### Exercise
From the listing below, pick out each line with the word "this".

### Provided entries
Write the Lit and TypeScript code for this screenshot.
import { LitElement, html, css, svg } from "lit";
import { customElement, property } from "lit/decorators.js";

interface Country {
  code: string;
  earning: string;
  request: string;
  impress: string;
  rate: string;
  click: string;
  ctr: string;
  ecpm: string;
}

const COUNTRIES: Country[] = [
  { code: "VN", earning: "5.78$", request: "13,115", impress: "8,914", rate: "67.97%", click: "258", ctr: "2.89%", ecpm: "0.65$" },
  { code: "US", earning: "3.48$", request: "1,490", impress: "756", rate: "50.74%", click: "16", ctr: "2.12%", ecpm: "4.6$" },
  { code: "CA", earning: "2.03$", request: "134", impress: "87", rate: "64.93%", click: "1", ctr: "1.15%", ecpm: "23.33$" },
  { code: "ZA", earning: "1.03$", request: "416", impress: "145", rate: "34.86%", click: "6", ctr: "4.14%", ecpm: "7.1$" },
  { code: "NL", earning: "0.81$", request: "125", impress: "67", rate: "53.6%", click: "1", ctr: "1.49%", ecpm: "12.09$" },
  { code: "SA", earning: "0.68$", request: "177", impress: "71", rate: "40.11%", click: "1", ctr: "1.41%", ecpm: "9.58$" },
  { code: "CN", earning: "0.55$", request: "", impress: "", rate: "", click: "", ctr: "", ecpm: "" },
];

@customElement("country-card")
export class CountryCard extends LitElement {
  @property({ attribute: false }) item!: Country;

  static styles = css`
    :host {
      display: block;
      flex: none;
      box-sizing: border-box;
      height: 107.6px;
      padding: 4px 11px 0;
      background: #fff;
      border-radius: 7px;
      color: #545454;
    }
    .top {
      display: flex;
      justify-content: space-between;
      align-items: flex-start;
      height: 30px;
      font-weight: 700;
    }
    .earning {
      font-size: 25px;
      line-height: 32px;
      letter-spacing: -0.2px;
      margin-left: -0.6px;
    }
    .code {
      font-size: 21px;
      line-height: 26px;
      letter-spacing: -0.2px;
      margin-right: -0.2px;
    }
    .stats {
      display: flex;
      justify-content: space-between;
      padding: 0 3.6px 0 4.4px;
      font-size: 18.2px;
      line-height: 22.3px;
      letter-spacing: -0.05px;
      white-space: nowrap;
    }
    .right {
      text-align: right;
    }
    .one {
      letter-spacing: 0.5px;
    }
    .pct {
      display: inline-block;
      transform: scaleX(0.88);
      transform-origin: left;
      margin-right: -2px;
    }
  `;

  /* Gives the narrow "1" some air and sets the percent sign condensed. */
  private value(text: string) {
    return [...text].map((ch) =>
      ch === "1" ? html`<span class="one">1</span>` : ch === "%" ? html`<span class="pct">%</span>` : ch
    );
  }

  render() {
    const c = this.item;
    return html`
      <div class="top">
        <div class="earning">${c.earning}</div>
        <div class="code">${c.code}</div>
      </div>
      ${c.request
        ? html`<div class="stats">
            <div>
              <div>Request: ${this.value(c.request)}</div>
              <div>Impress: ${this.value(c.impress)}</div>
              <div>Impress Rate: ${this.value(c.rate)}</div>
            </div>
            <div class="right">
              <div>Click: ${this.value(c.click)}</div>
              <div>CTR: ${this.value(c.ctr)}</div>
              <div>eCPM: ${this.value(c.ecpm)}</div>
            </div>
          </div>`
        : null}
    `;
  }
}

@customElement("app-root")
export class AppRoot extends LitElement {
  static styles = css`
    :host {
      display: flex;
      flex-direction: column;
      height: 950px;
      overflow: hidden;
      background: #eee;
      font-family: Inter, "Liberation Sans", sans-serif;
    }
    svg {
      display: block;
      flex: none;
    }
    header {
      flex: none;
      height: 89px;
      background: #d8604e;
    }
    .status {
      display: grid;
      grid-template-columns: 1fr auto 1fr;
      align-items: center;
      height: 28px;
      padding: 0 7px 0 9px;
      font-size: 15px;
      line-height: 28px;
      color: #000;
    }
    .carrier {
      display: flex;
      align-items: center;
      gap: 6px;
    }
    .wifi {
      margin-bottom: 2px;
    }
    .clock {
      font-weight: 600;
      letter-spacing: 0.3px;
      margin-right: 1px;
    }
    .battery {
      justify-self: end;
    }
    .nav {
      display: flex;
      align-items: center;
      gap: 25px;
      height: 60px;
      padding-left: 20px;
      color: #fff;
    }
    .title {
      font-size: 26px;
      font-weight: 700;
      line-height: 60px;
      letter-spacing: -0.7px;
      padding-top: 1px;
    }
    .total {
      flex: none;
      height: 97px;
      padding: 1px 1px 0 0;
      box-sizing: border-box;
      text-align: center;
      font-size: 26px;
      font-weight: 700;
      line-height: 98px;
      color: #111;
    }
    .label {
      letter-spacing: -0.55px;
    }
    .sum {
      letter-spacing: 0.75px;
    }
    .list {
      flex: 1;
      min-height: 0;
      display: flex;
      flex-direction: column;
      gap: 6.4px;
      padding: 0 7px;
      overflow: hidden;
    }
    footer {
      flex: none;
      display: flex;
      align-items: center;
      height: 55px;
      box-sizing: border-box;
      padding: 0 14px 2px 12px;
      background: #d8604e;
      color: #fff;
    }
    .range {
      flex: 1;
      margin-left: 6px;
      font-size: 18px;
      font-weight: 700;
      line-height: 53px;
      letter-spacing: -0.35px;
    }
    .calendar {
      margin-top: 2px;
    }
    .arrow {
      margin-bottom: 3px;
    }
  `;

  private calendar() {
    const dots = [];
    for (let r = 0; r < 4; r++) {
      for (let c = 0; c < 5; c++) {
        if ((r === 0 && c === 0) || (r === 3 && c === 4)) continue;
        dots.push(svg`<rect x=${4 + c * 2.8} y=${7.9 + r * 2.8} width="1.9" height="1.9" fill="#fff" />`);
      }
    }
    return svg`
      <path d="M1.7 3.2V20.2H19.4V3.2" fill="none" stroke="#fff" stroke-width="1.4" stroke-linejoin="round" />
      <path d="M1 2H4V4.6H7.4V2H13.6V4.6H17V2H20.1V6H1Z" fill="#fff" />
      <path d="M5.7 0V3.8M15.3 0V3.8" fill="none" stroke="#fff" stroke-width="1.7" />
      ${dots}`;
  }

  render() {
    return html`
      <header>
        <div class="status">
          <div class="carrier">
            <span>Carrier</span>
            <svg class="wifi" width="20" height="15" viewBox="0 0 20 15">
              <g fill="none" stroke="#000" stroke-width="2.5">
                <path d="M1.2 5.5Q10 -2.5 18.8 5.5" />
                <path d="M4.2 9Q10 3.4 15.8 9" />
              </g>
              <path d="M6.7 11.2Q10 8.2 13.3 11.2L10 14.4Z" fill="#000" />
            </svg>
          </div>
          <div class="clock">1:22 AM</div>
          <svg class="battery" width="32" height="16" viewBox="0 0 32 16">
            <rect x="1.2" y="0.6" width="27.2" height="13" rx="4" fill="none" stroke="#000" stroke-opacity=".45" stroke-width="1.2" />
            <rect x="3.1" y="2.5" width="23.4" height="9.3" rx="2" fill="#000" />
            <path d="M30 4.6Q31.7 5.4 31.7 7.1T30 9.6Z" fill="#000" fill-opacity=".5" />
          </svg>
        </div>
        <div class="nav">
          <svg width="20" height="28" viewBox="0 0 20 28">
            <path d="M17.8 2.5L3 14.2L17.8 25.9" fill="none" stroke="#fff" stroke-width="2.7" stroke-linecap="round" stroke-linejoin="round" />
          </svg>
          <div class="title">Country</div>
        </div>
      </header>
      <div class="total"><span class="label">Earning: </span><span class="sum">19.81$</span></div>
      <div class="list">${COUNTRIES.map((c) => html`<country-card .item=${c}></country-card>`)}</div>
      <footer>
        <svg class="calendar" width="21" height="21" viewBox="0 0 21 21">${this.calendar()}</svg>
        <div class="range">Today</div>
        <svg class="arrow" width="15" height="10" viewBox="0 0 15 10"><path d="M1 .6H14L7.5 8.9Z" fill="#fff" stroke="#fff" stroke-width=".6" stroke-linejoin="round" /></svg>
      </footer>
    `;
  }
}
--
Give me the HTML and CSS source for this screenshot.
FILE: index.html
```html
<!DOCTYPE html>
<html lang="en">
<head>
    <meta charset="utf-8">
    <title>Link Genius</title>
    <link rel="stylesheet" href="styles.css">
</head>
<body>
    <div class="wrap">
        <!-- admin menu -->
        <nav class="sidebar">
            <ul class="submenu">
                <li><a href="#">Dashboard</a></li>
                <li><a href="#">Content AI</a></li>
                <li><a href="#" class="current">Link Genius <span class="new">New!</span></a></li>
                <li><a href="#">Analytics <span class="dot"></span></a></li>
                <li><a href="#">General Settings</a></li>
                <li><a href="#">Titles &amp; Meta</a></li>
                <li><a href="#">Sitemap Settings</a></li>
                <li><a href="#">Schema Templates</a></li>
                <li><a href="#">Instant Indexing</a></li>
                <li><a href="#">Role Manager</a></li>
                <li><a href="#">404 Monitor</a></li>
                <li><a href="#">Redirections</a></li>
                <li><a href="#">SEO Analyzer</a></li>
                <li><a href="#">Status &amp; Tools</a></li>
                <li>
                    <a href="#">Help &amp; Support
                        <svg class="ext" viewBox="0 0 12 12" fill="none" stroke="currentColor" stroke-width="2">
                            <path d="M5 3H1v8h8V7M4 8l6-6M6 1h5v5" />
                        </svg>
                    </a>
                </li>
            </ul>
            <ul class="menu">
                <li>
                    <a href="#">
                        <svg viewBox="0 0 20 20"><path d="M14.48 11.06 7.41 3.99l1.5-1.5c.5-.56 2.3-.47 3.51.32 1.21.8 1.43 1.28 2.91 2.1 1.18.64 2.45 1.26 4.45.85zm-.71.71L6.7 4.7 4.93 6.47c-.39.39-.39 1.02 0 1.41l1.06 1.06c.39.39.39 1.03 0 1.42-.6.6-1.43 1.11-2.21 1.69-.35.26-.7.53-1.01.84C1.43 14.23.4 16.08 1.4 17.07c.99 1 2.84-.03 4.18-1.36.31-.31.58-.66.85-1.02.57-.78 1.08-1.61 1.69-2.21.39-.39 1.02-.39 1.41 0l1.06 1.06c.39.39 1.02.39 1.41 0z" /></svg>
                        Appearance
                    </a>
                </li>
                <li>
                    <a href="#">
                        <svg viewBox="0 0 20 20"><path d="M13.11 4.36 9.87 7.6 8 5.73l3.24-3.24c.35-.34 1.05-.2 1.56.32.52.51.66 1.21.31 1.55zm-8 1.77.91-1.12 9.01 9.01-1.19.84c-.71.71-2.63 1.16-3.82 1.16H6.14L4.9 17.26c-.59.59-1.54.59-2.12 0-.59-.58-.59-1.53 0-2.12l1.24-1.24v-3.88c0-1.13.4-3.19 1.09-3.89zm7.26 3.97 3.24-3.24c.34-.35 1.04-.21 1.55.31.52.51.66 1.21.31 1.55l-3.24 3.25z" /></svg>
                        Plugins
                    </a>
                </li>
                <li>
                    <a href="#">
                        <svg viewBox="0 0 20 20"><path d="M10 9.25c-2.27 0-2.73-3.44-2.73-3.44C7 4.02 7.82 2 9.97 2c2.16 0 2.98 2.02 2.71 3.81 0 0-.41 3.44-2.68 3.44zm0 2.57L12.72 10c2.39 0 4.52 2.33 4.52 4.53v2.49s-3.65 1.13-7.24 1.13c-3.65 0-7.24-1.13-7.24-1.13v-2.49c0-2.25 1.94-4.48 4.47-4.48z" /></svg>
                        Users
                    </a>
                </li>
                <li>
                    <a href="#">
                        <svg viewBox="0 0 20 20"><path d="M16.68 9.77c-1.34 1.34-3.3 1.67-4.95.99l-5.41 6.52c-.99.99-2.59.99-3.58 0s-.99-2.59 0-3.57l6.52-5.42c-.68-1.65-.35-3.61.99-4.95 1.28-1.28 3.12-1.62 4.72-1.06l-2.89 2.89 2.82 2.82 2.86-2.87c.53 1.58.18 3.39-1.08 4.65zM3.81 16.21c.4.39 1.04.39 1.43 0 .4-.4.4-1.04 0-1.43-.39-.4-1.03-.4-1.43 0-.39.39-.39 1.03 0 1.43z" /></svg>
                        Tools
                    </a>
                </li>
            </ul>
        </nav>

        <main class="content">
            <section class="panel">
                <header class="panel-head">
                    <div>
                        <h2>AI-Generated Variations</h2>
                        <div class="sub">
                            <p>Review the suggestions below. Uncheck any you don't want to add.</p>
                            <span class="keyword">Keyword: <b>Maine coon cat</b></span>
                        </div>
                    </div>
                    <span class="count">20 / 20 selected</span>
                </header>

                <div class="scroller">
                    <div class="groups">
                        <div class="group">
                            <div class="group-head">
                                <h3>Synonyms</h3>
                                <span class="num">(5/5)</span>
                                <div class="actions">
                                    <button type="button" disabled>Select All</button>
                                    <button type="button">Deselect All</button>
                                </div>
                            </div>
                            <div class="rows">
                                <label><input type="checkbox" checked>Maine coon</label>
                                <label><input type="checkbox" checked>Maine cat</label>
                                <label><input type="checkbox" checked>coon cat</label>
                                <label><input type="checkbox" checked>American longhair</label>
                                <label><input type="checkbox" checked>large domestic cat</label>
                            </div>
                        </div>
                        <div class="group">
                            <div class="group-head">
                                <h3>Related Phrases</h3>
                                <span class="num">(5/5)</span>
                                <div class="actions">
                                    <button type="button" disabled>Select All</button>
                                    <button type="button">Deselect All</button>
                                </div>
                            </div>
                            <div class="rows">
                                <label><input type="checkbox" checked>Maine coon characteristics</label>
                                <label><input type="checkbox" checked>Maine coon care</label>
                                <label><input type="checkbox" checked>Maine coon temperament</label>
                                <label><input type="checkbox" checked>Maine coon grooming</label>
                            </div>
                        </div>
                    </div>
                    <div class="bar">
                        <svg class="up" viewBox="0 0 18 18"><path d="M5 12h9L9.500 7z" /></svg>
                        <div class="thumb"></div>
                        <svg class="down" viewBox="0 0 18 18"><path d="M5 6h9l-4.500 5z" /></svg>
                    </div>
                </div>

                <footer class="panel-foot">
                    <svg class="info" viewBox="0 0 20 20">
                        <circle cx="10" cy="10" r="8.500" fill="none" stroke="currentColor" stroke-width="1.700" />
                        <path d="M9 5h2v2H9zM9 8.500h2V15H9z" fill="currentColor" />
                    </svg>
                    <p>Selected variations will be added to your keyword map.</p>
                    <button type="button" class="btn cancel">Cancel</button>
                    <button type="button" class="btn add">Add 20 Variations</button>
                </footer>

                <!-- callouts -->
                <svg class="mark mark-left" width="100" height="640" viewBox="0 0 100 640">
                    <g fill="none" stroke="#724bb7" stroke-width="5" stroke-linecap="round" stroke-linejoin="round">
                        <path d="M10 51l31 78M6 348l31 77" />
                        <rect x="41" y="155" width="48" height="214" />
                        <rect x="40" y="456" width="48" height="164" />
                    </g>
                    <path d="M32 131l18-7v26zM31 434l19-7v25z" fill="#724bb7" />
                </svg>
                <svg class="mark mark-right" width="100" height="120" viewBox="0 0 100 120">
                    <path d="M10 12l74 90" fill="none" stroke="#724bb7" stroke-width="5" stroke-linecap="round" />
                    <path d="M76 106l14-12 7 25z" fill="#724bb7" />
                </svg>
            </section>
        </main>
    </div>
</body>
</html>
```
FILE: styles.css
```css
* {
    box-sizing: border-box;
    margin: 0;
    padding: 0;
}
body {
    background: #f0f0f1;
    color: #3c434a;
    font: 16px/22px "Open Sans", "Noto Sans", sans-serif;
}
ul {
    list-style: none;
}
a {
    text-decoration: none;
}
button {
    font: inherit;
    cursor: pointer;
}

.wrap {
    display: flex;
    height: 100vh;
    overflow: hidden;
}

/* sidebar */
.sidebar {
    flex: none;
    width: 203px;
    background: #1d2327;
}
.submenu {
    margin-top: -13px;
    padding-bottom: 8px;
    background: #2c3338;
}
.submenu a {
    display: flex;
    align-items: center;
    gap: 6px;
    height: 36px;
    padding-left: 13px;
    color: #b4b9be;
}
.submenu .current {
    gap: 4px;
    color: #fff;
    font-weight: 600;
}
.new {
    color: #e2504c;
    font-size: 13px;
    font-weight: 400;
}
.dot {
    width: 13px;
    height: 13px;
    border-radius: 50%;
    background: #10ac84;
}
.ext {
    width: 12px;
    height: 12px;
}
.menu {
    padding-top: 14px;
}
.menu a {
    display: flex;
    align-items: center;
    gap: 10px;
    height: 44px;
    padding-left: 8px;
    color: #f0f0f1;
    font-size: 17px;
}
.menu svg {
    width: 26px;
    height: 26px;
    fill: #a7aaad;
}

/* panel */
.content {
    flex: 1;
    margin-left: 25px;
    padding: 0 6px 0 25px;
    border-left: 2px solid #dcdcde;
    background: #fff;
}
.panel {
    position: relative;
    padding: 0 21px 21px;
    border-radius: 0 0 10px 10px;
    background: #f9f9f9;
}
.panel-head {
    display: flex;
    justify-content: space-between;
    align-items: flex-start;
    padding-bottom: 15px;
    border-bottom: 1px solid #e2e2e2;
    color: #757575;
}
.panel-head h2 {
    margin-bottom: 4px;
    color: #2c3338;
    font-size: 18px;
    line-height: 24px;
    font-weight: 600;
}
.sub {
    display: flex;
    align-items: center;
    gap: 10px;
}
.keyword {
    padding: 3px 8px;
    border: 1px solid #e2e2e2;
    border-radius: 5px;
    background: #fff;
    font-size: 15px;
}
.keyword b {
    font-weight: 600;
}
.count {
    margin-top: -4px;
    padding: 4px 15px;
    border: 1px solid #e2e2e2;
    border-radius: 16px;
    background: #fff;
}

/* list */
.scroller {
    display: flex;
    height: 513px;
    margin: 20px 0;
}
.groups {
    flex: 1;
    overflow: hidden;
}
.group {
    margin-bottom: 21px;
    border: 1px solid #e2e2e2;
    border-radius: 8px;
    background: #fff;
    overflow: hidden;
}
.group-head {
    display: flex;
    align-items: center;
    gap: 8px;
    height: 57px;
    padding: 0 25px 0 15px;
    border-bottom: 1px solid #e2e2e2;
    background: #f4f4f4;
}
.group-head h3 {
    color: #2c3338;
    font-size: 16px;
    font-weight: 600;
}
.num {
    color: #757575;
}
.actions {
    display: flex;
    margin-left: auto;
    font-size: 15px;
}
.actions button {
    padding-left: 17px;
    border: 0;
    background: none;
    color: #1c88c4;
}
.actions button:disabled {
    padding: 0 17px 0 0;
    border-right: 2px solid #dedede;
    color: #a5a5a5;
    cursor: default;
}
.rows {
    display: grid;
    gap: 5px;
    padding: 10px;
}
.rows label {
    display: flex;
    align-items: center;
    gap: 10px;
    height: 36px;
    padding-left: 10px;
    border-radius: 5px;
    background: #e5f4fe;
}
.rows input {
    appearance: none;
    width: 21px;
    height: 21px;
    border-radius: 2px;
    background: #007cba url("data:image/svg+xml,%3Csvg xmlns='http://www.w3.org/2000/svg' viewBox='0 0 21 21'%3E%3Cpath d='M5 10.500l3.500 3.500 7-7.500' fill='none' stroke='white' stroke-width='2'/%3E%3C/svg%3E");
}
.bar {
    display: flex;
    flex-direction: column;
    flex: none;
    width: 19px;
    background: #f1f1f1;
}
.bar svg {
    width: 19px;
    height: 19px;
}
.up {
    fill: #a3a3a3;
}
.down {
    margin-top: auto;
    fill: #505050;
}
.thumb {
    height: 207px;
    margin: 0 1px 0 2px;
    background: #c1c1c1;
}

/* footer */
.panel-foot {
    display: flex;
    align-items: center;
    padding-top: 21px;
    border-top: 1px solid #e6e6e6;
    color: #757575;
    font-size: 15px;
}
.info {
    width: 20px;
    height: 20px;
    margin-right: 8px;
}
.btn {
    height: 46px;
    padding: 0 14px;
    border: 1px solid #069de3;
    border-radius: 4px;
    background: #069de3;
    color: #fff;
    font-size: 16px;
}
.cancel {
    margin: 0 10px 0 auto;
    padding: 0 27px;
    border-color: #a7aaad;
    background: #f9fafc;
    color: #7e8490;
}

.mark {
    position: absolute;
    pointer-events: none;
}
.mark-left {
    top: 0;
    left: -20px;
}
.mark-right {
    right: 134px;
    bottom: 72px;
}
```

### Task answer
Write the Lit and TypeScript code for this screenshot.
    const c = this.item;
              <div>Request: ${this.value(c.request)}</div>
              <div>Impress: ${this.value(c.impress)}</div>
              <div>Impress Rate: ${this.value(c.rate)}</div>
              <div>Click: ${this.value(c.click)}</div>
              <div>CTR: ${this.value(c.ctr)}</div>
              <div>eCPM: ${this.value(c.ecpm)}</div>
        <svg class="calendar" width="21" height="21" viewBox="0 0 21 21">${this.calendar()}</svg>
Give me the HTML and CSS source for this screenshot.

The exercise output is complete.